## [SUPPLIED DATA]
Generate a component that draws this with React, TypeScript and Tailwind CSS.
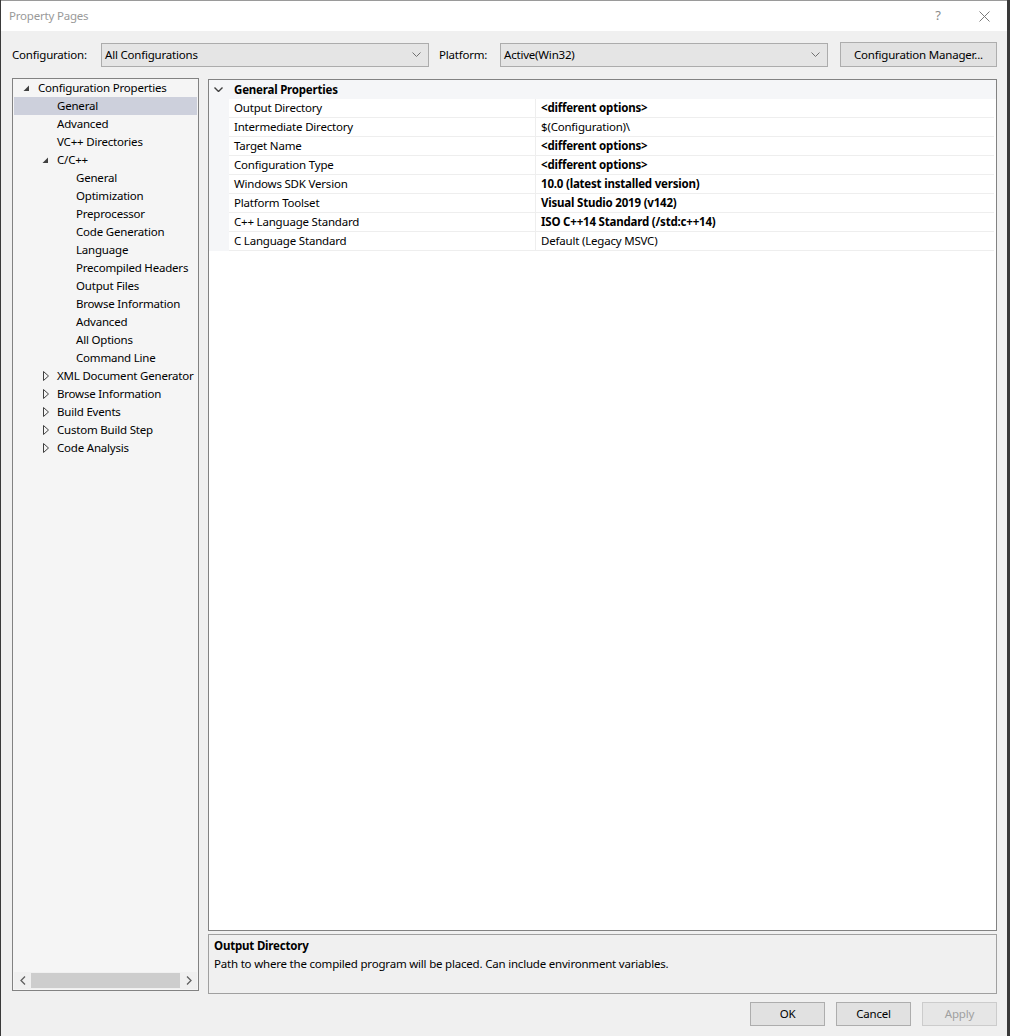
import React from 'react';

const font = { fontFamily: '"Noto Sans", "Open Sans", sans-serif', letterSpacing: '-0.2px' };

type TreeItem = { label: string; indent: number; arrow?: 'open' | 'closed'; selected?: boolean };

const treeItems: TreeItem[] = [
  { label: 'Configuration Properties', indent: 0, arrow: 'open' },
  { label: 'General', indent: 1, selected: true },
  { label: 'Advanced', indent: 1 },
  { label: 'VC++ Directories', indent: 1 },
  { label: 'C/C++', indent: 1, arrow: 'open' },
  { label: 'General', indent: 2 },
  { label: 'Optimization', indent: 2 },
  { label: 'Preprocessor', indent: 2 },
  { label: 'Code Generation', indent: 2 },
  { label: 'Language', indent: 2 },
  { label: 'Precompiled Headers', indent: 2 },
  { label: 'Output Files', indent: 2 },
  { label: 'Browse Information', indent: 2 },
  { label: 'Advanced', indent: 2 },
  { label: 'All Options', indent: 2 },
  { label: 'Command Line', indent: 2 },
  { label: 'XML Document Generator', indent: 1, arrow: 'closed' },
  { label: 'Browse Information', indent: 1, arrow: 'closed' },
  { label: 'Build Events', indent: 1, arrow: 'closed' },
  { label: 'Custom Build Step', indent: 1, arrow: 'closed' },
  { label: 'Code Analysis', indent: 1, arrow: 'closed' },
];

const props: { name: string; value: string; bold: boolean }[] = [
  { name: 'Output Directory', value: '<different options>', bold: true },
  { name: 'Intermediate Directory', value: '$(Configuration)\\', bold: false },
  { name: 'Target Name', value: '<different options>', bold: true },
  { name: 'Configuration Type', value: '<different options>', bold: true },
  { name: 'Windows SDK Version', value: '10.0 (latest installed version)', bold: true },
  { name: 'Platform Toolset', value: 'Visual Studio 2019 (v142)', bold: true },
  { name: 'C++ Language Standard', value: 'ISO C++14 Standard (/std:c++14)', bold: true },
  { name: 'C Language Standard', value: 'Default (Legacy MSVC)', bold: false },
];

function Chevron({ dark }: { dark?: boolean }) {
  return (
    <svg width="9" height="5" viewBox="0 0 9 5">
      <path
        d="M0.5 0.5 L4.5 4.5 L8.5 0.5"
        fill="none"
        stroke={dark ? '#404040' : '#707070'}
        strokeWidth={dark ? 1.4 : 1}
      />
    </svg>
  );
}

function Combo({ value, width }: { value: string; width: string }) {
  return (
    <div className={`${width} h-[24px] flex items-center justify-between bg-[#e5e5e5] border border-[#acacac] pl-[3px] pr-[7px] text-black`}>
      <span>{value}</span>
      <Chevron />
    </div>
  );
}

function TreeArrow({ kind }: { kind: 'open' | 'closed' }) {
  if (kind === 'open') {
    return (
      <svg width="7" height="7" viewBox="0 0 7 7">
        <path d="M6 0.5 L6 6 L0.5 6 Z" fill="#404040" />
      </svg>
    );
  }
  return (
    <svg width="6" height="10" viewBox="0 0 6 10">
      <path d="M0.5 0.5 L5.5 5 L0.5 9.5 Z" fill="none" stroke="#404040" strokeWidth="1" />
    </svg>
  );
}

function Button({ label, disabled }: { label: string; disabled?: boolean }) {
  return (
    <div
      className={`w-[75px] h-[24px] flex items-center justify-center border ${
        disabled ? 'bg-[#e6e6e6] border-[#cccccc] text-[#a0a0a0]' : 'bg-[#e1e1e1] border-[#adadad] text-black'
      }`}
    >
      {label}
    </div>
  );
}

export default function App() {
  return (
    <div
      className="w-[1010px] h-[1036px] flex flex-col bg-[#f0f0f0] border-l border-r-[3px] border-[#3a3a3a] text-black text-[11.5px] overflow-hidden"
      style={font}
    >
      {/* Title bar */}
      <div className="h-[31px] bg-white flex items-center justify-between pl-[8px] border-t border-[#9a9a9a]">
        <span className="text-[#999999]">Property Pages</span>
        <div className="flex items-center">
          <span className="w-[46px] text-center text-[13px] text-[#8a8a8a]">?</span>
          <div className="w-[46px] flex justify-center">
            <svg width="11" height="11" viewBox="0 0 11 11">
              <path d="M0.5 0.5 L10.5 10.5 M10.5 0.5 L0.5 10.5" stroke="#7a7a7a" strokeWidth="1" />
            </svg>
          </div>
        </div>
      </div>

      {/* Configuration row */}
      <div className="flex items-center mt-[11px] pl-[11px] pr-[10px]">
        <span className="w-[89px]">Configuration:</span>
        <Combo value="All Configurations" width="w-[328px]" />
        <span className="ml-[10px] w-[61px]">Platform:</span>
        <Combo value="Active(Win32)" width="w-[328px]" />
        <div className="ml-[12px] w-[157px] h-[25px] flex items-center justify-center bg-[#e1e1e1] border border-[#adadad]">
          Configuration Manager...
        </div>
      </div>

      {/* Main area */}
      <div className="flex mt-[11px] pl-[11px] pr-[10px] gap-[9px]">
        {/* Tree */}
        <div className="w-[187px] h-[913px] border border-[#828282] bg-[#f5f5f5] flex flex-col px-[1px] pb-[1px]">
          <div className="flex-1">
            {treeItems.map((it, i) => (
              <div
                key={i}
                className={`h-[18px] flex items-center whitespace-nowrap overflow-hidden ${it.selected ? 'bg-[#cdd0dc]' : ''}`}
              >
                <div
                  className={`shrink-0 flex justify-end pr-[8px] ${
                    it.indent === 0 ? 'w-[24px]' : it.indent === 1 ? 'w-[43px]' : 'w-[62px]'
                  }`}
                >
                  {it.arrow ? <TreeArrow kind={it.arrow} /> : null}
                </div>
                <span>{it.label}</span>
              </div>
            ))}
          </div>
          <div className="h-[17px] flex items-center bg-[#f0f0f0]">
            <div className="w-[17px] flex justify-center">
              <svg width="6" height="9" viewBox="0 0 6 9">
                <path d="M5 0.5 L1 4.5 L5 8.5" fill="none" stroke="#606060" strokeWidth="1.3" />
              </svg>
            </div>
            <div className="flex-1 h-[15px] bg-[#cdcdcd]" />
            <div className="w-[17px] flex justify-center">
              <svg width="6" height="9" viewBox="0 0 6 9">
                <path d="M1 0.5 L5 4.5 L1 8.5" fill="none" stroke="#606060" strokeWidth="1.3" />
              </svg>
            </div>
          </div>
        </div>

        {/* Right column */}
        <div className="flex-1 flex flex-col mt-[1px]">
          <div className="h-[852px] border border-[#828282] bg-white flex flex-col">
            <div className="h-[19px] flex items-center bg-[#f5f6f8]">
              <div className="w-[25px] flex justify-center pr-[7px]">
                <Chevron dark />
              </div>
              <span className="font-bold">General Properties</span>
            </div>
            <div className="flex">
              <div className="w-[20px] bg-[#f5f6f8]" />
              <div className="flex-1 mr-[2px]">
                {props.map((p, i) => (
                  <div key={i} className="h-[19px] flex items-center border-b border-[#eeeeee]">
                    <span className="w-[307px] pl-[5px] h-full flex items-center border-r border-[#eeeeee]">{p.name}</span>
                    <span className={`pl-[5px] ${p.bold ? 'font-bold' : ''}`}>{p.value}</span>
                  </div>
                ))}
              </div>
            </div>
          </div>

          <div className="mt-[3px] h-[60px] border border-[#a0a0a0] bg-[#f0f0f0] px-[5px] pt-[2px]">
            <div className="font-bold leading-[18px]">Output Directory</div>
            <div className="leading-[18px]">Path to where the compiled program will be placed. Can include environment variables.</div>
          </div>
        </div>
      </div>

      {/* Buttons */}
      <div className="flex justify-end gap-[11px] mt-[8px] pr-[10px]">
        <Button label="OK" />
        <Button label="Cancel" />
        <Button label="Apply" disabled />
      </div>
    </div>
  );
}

## [WORK REQUIRED]
Give the number of lines in the material above that have the word "React" in them, and nothing more.

## [RESPONSE]
2